Write out, word for word, the first line of the data below and every line after it through the one containing "import React from 'react';".

■ ■ ■ ■ ■ ■ ■

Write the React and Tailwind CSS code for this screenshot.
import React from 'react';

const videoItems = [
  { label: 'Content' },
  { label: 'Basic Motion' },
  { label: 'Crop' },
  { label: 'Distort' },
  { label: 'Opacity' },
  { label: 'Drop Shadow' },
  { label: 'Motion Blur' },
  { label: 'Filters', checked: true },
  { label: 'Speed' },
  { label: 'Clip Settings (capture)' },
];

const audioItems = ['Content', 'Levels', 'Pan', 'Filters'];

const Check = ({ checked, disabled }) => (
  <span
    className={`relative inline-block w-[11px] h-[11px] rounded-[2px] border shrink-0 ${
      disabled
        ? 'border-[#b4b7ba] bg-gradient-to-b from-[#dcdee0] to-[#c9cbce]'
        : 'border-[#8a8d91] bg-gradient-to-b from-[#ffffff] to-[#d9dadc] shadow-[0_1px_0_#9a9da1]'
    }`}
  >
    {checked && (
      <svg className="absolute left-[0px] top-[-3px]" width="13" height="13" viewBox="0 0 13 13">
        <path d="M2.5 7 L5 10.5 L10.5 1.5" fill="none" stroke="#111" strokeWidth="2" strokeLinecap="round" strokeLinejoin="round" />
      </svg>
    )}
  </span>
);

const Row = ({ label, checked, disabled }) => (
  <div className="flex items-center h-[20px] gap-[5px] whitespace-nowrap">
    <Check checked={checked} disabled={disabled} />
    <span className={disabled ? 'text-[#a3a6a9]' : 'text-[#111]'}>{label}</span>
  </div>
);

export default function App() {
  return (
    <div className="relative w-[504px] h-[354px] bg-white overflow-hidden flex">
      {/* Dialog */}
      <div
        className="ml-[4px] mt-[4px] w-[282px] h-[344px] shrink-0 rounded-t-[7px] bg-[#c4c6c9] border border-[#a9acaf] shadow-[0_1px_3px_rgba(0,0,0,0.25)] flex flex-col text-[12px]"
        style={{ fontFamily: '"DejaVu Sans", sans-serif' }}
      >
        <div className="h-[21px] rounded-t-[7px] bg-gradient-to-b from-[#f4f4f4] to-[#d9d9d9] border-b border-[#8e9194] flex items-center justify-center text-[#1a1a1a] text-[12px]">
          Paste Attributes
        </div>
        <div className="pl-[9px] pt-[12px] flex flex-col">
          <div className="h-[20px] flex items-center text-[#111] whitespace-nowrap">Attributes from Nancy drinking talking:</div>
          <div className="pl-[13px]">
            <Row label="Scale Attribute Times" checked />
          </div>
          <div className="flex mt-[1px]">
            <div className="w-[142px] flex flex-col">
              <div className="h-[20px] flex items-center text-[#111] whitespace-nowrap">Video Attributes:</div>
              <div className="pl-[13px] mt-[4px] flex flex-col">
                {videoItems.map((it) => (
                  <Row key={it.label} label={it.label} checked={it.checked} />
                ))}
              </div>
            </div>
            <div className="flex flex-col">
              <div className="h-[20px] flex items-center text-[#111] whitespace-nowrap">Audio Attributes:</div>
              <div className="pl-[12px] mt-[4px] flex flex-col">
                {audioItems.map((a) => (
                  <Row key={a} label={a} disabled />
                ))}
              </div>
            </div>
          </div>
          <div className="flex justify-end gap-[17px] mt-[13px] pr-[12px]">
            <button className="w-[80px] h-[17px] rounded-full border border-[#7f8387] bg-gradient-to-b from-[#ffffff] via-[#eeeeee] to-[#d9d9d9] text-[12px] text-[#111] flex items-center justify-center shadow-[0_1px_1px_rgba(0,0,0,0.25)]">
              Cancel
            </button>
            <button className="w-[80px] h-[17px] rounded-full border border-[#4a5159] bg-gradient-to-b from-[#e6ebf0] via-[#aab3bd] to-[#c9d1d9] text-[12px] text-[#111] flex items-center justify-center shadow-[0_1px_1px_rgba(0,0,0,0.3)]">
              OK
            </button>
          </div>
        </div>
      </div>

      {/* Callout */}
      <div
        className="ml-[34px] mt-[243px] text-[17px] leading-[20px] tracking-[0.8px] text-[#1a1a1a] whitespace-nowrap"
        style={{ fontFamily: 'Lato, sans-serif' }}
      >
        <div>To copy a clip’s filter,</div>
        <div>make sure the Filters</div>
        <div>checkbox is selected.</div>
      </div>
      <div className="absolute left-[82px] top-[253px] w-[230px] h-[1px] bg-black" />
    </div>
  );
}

■ ■ ■ ■ ■ ■ ■

→ Complete answer:
Write the React and Tailwind CSS code for this screenshot.
import React from 'react';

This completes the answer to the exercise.